> Aim
Only the lines holding the string "with" are needed. Copy each one.

> Dataset extract
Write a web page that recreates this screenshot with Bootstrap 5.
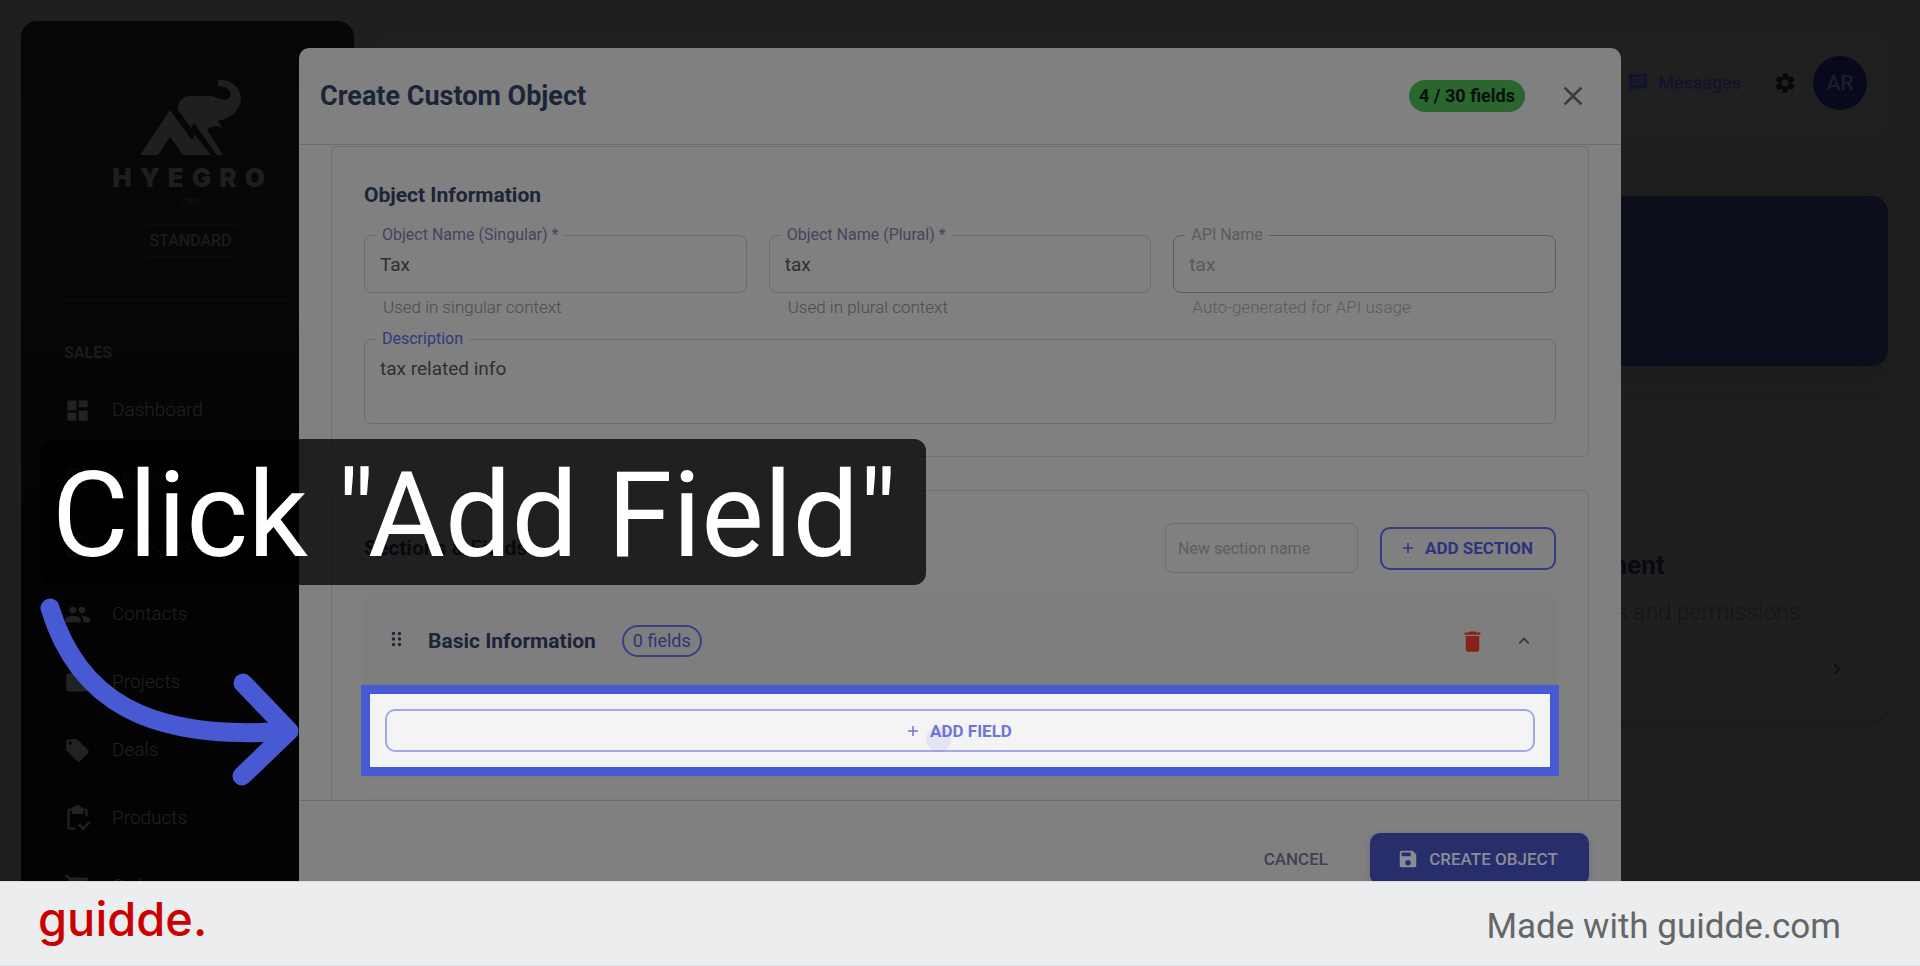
<!DOCTYPE html>
<html lang="en">
<head>
<meta charset="utf-8">
<meta name="viewport" content="width=device-width, initial-scale=1">
<title>Click "Add Field"</title>
<link href="https://cdn.jsdelivr.net/npm/bootstrap@5.3.0/dist/css/bootstrap.min.css" rel="stylesheet">
<style>
  body { font-family: Roboto, "Liberation Sans", sans-serif; background: #1e1f1e; font-size: 18px; line-height: 24px; }
  svg { display: block; flex: none; }
  .stage { min-height: 0; }

  /* dimmed application behind the dialog */
  .app { padding: 21px 32px 0 21px; gap: 21px; }
  .sidebar { width: 333px; border-radius: 16px 16px 0 0; background: linear-gradient(#060606, #060707 30%, #030303 60%); color: #1e1e1e; padding: 59px 37px 0 43px; }
  .wordmark { font-family: Inter, "Liberation Sans", sans-serif; font-weight: 900; font-size: 26px; line-height: 28px; letter-spacing: 8px; color: #1e1e1e; }
  .crm { font-size: 9px; line-height: 12px; color: #141414; }
  .plan { font-size: 16px; font-weight: 500; line-height: 31px; width: 122px; margin-top: 16px; border: 1px solid #0d0d0d; color: #1b1b1b; }
  .sidebar hr { margin: 43px 30px 40px 0; border-color: #0f0f0f; opacity: 1; }
  .group-title { font-size: 16px; font-weight: 700; line-height: 24px; color: #1b1b1b; }
  .side-nav { margin-top: 11px; }
  .side-link { height: 68px; font-size: 19px; font-weight: 300; color: #222; text-decoration: none; gap: 21px; }
  .topbar { margin-top: 12px; height: 100px; border-radius: 16px; background: #202020; padding: 0 21px; color: #11122e; }
  .topbar .nav-item-link { color: #11122e; font-size: 18px; font-weight: 500; text-decoration: none; gap: 9px; }
  .avatar { width: 54px; height: 54px; background: #09091d; color: #1e1e2a; font-size: 21px; font-weight: 500; border: 0; }
  .banner { margin-top: 63px; height: 170px; border-radius: 16px; background: linear-gradient(90deg, #0c0e19, #0d0e1b); box-shadow: 0 8px 24px #1b1b1b; }
  .tile { border-radius: 16px; background: #1f1f1f; box-shadow: 0 4px 10px #1a1a1a; height: 320px; padding: 0 39px 0 45px; }
  .tiles { margin-top: 34px; gap: 67px; }
  .tile-row { gap: 32px; }
  .tile h3 { font-size: 26px; line-height: 32px; font-weight: 700; color: #070a10; margin: 149px 0 18px; }
  .tile p { font-size: 23px; line-height: 28px; font-weight: 300; color: #151515; margin: 0 0 30px; }

  /* dialog */
  .overlay { padding-top: 48px; }
  .dialog { width: 100%; max-width: 1322px; background: #808080; border-radius: 10px; color: #2a2d30; }
  .dialog-head { height: 97px; padding: 0 24px 0 21px; border-bottom: 1px solid #6c6c6c; }
  .dialog-head h1 { font-size: 27px; line-height: 32px; font-weight: 700; color: #1b2438; }
  .count { background: #2b662e; color: #0a0f0a; font-size: 18px; font-weight: 700; line-height: 32px; padding: 0 10px; margin-right: 24px; }
  .icon-btn { background: none; border: 0; padding: 8px; color: #3c3c3c; }
  .dialog-body { max-height: 67.8vh; padding: 1px 32px 0; }
  .panel { border: 1px solid #727272; border-radius: 6px; padding: 32px; }
  .panel + .panel { margin-top: 33px; }
  .panel h2 { font-size: 21px; line-height: 32px; font-weight: 700; color: #1b2438; }
  .fields { gap: 22px; }
  .field label { left: 12px; top: -12px; padding: 0 6px; background: #808080; font-size: 16px; line-height: 24px; color: #44455e; }
  .field label.focused { color: #33377a; }
  .field .form-control { height: 58px; padding: 0 15px; font-size: 19px; color: #2c3035; background: transparent; border: 1px solid #6c6c6c; border-radius: 8px; }
  .field textarea.form-control { height: 85px; padding-top: 16px; resize: none; line-height: 26px; }
  .field .form-control:disabled { color: #5a5a5a; border: 1px solid #5c5c5c; }
  .field.full { margin-top: 21px; }
  .hint { font-size: 17px; line-height: 22px; margin: 3px 0 0 19px; color: #4c4c4c; font-weight: 300; }
  .muted, .field .muted { color: #5c5c5c; }
  .new-section { width: 193px; height: 50px; font-size: 16px; background: transparent; border: 1px solid #6e6e6e; border-radius: 8px; }
  .new-section::placeholder { color: #5c5f5c; }
  .outline-btn { height: 43px; border: 2px solid #343a85; border-radius: 10px; background: transparent; color: #2d337c; font-size: 17px; font-weight: 700; line-height: 20px; gap: 12px; }
  .add-section { width: 176px; }
  .section-box { margin: 21px -1px 0; border-radius: 6px; background: #7e7e7e; padding-bottom: 13px; }
  .section-box + .section-box { margin-top: 16px; }
  .section-head { height: 94px; padding: 0 14px 0 28px; margin-bottom: 6px; }
  .section-head h3 { font-size: 21px; line-height: 32px; font-weight: 700; color: #1b2438; margin: 0 26px 0 26px; }
  .trash { margin-right: 11px; }
  .chip { border: 2px solid #3b3f82; color: #2f3478; font-size: 18px; line-height: 28px; padding: 0 9px; }
  .spot { margin: 0 7px; padding: 15px; background: #f4f4f5; outline: 9px solid #4759d3; }
  .spot .outline-btn { border-color: #a3a8e6; color: #7076d6; width: 100%; }
  .click-dot { width: 25px; height: 25px; background: #5a60d8; opacity: .1; left: calc(50% - 34px); bottom: 15px; }
  .dialog-foot { border-top: 1px solid #6c6c6c; padding: 32px; gap: 12px; }
  .text-btn { background: none; border: 0; color: #3f4152; font-size: 17px; font-weight: 500; padding: 0 30px; }
  .save-btn { width: 219px; height: 52px; border: 0; border-radius: 10px; background: #272e6b; color: #8b8c98; font-size: 17px; font-weight: 500; gap: 10px; padding: 0 8px 0 4px; box-shadow: 0 2px 6px #6a6a7a; }

  /* tutorial overlay */
  .caption { left: 40px; top: 439px; width: 886px; padding: 4px 12px 0; height: 146px; border-radius: 12px; background: rgba(0,0,0,.75); color: #fff; font-size: 118px; line-height: 146px; font-weight: 400; white-space: nowrap; }
  .arrow { left: 30px; top: 590px; }
  .brand-bar { height: 85px; background: #ecedef; border-top: 1px solid #dcdde0; border-bottom: 1px solid #dcdfe1; padding: 6px 79px 0 38px; }
  .brand { font-family: Inter, sans-serif; font-size: 47px; line-height: 60px; font-weight: 500; color: #cb0000; text-decoration: none; padding-bottom: 16px; }
  .made { font-size: 35px; line-height: 44px; color: #646668; }
</style>
</head>
<body class="vh-100 d-flex flex-column overflow-hidden">
<main class="stage position-relative flex-grow-1 overflow-hidden">

  <div class="app d-flex h-100">
    <aside class="sidebar flex-shrink-0 h-100 overflow-hidden">
      <svg class="mx-auto" width="102" height="76" viewBox="0 0 102 76" fill="#1f1f1f">
        <path d="M0 75 30 30 52 60 55 55 71 75H43L30 57 18 75Z"/>
        <path d="M78 0C91-1 100 7 101 18 101 28 93 38 78 41L82 48C77 45 70 46 67 50L83 75H77L54 43 51 48 38 30C37 22 43 16 50 16H72C79 19 86 22 90 17 92 12 89 6 78 6Z"/>
      </svg>
      <div class="wordmark text-center mt-2 ps-1 text-nowrap">HYEGRO</div>
      <div class="crm text-center mt-1">CRM</div>
      <div class="plan rounded-pill text-center mx-auto">STANDARD</div>
      <hr>
      <div class="group-title">SALES</div>
      <nav class="side-nav">
        <a class="side-link d-flex align-items-center" href="#"><svg width="27" height="27" viewBox="0 0 24 24" fill="currentColor"><path d="M3 12h8V3H3Zm0 9h8v-7H3Zm10 0h8v-9h-8Zm0-18v6h8V3Z"/></svg>Dashboard</a>
        <a class="side-link d-flex align-items-center" href="#"><svg width="27" height="27" viewBox="0 0 24 24" fill="none" stroke="currentColor" stroke-width="2"><rect x="4" y="4" width="16" height="16"/></svg>Leads</a>
        <a class="side-link d-flex align-items-center" href="#"><svg width="27" height="27" viewBox="0 0 24 24" fill="none" stroke="currentColor" stroke-width="2"><rect x="4" y="4" width="16" height="16"/></svg>Accounts</a>
        <a class="side-link d-flex align-items-center" href="#"><svg width="27" height="27" viewBox="0 0 24 24" fill="currentColor"><path d="M16 11a3 3 0 1 0 0-6 3 3 0 0 0 0 6Zm-8 0a3 3 0 1 0 0-6 3 3 0 0 0 0 6Zm0 2c-2.300 0-7 1.200-7 3.500V19h14v-2.500C15 14.200 10.300 13 8 13Zm8 0h-1c1.200.8 2 2 2 3.500V19h6v-2.500c0-2.300-4.700-3.500-7-3.500Z"/></svg>Contacts</a>
        <a class="side-link d-flex align-items-center" href="#"><svg width="27" height="27" viewBox="0 0 24 24" fill="currentColor"><path d="M10 4H4a2 2 0 0 0-2 2v12c0 1.100.9 2 2 2h16a2 2 0 0 0 2-2V8a2 2 0 0 0-2-2h-8Z"/></svg>Projects</a>
        <a class="side-link d-flex align-items-center" href="#"><svg width="27" height="27" viewBox="0 0 24 24" fill="currentColor"><path fill-rule="evenodd" d="m21.400 11.600-9-9A2 2 0 0 0 11 2H4a2 2 0 0 0-2 2v7c0 .5.200 1 .6 1.400l9 9a2 2 0 0 0 2.800 0l7-7a2 2 0 0 0 0-2.800ZM5.500 7a1.500 1.500 0 1 1 0-3 1.500 1.500 0 0 1 0 3Z"/></svg>Deals</a>
        <a class="side-link d-flex align-items-center" href="#"><svg width="27" height="27" viewBox="0 0 24 24" fill="none" stroke="currentColor" stroke-width="2"><path d="M10 21H5a1 1 0 0 1-1-1V5a1 1 0 0 1 1-1h14a1 1 0 0 1 1 1v5M13 17l4 4 6-6"/><path d="M8 3h8v4H8ZM10 3a2 2 0 0 1 4 0" fill="currentColor"/></svg>Products</a>
        <a class="side-link d-flex align-items-center" href="#"><svg width="27" height="27" viewBox="0 0 24 24" fill="currentColor"><path d="M1 2v2h2l3.600 7.600L5.200 14A2 2 0 0 0 7 17h12v-2H7.400l1.100-2H16a2 2 0 0 0 1.700-1L21.300 5.500A1 1 0 0 0 20.400 4H5.200L4.300 2Z"/></svg>Orders</a>
      </nav>
    </aside>

    <div class="flex-grow-1 overflow-hidden">
      <header class="topbar d-flex align-items-center justify-content-end">
        <a class="nav-item-link d-flex align-items-center" href="#"><svg width="22" height="22" viewBox="0 0 24 24" fill="currentColor"><path fill-rule="evenodd" d="M20 2H4a2 2 0 0 0-2 2v18l4-4h14a2 2 0 0 0 2-2V4a2 2 0 0 0-2-2ZM6 6h12v1.500H6Zm0 3.200h12v1.500H6Zm0 3.200h12v1.500H6Z"/></svg>Messages</a>
        <button class="icon-btn ms-4 me-1" aria-label="Settings"><svg width="24" height="24" viewBox="0 0 24 24" fill="#05090c"><path fill-rule="evenodd" d="M19.140 12.940c.04-.3.060-.61.060-.94s-.02-.64-.07-.94l2.030-1.580a.49.49 0 0 0 .12-.61l-1.920-3.320a.49.49 0 0 0-.59-.22l-2.390.96a7 7 0 0 0-1.620-.94l-.36-2.540A.48.48 0 0 0 13.920 2.400h-3.840a.48.48 0 0 0-.47.41l-.36 2.540a7 7 0 0 0-1.620.94l-2.390-.96a.49.49 0 0 0-.59.22L2.740 8.870a.48.48 0 0 0 .12.61l2.030 1.580a6 6 0 0 0-.02 1.880l-2.030 1.580a.49.49 0 0 0-.12.61l1.920 3.320c.12.220.37.290.59.220l2.390-.96c.5.380 1.030.7 1.620.94l.36 2.540c.05.240.24.410.48.410h3.840c.24 0 .44-.17.47-.41l.36-2.540a7 7 0 0 0 1.620-.94l2.390.96c.22.080.47 0 .59-.22l1.920-3.320a.48.48 0 0 0-.12-.61ZM12 15.600a3.600 3.600 0 1 1 0-7.200 3.600 3.600 0 0 1 0 7.200Z"/></svg></button>
        <button class="avatar rounded-circle p-0 ms-1">AR</button>
      </header>
      <div class="banner"></div>
      <div class="tiles d-flex flex-column">
        <div class="tile-row d-flex">
          <div class="tile w-100"></div>
          <div class="tile w-100"></div>
          <div class="tile w-100">
            <h3>User Management</h3>
            <p class="text-nowrap">Control user roles and permissions</p>
            <svg class="ms-auto" width="24" height="24" viewBox="0 0 24 24" fill="none" stroke="#0d0d26" stroke-width="2"><path d="m9 7 5 5-5 5"/></svg>
          </div>
        </div>
        <div class="tile-row d-flex">
          <div class="tile w-100"></div>
          <div class="tile w-100"></div>
          <div class="tile w-100"></div>
        </div>
      </div>
    </div>
  </div>

  <div class="overlay position-absolute top-0 start-0 w-100 d-flex justify-content-center">
    <section class="dialog" role="dialog" aria-labelledby="dialogTitle">
      <header class="dialog-head d-flex align-items-center">
        <h1 class="mb-0 me-auto" id="dialogTitle">Create Custom Object</h1>
        <span class="count rounded-pill">4 / 30 fields</span>
        <button class="icon-btn" aria-label="Close"><svg width="32" height="32" viewBox="0 0 24 24" fill="currentColor"><path d="M19 6.410 17.590 5 12 10.590 6.410 5 5 6.410 10.590 12 5 17.590 6.410 19 12 13.410 17.590 19 19 17.590 13.410 12Z"/></svg></button>
      </header>

      <div class="dialog-body overflow-hidden">
        <div class="panel">
          <h2 class="mb-4">Object Information</h2>
          <div class="fields d-flex">
            <div class="field w-100 position-relative">
              <label class="position-absolute" for="singular">Object Name (Singular) *</label>
              <input class="form-control" id="singular" value="Tax">
              <div class="hint">Used in singular context</div>
            </div>
            <div class="field w-100 position-relative">
              <label class="position-absolute" for="plural">Object Name (Plural) *</label>
              <input class="form-control" id="plural" value="tax">
              <div class="hint">Used in plural context</div>
            </div>
            <div class="field w-100 position-relative">
              <label class="position-absolute muted" for="api">API Name</label>
              <input class="form-control" id="api" value="tax" disabled>
              <div class="hint muted">Auto-generated for API usage</div>
            </div>
          </div>
          <div class="field full position-relative">
            <label class="position-absolute focused" for="desc">Description</label>
            <textarea class="form-control" id="desc">tax related info</textarea>
          </div>
        </div>

        <div class="panel">
          <div class="fields d-flex align-items-center">
            <h2 class="mb-0 me-auto">Sections &amp; Fields</h2>
            <input class="new-section form-control" placeholder="New section name" aria-label="New section name">
            <button class="outline-btn add-section d-flex align-items-center justify-content-center"><svg width="10" height="10" viewBox="0 0 10 10" stroke="currentColor" stroke-width="1.500"><path d="M5 0v10M0 5h10"/></svg>ADD SECTION</button>
          </div>
          <div class="section-box">
            <div class="section-head d-flex align-items-center">
              <svg width="11" height="16" viewBox="0 0 11 16" fill="#1b2438" class="mb-1"><circle cx="2.500" cy="2.500" r="1.700"/><circle cx="8.500" cy="2.500" r="1.700"/><circle cx="2.500" cy="8" r="1.700"/><circle cx="8.500" cy="8" r="1.700"/><circle cx="2.500" cy="13.500" r="1.700"/><circle cx="8.500" cy="13.500" r="1.700"/></svg>
              <h3>Basic Information</h3>
              <span class="chip rounded-pill me-auto">0 fields</span>
              <button class="icon-btn trash" aria-label="Delete section"><svg width="27" height="27" viewBox="0 0 24 24" fill="#86221b"><path d="M6 19c0 1.100.9 2 2 2h8a2 2 0 0 0 2-2V7H6ZM19 4h-3.500l-1-1h-5l-1 1H5v2h14Z"/></svg></button>
              <button class="icon-btn" aria-label="Collapse section"><svg width="22" height="22" viewBox="0 0 24 24" fill="currentColor"><path d="m12 8-6 6 1.410 1.410L12 10.830l4.590 4.580L18 14Z"/></svg></button>
            </div>
            <div class="spot position-relative">
              <button class="outline-btn d-flex align-items-center justify-content-center"><svg width="10" height="10" viewBox="0 0 10 10" stroke="currentColor" stroke-width="1.500"><path d="M5 0v10M0 5h10"/></svg>ADD FIELD</button>
              <span class="click-dot position-absolute rounded-circle"></span>
            </div>
          </div>
          <div class="section-box"><div class="section-head"></div></div>
        </div>
      </div>

      <footer class="dialog-foot d-flex align-items-center justify-content-end">
        <button class="text-btn">CANCEL</button>
        <button class="save-btn d-flex align-items-center justify-content-center"><svg width="22" height="22" viewBox="0 0 24 24" fill="currentColor"><path fill-rule="evenodd" d="M17 3H5a2 2 0 0 0-2 2v14c0 1.100.9 2 2 2h14a2 2 0 0 0 2-2V7Zm-5 16a3 3 0 1 1 0-6 3 3 0 0 1 0 6Zm3-10H5V5h10Z"/></svg>CREATE OBJECT</button>
      </footer>
    </section>
  </div>

  <div class="caption position-absolute">Click "Add Field"</div>
  <svg class="arrow position-absolute" width="275" height="205" viewBox="30 590 275 205" fill="none" stroke="#4759d3" stroke-width="19" stroke-linecap="round" stroke-linejoin="round"><path d="M50 608C78 700 148 742 289 731M243 683l46 48-47 45"/></svg>
</main>

<footer class="brand-bar flex-shrink-0 d-flex align-items-center justify-content-between">
  <a class="brand" href="#">guidde.</a>
  <span class="made">Made with guidde.com</span>
</footer>
<script src="https://cdn.jsdelivr.net/npm/bootstrap@5.3.0/dist/js/bootstrap.bundle.min.js"></script>
</body>
</html>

> Response for this exercise
Write a web page that recreates this screenshot with Bootstrap 5.
  <span class="made">Made with guidde.com</span>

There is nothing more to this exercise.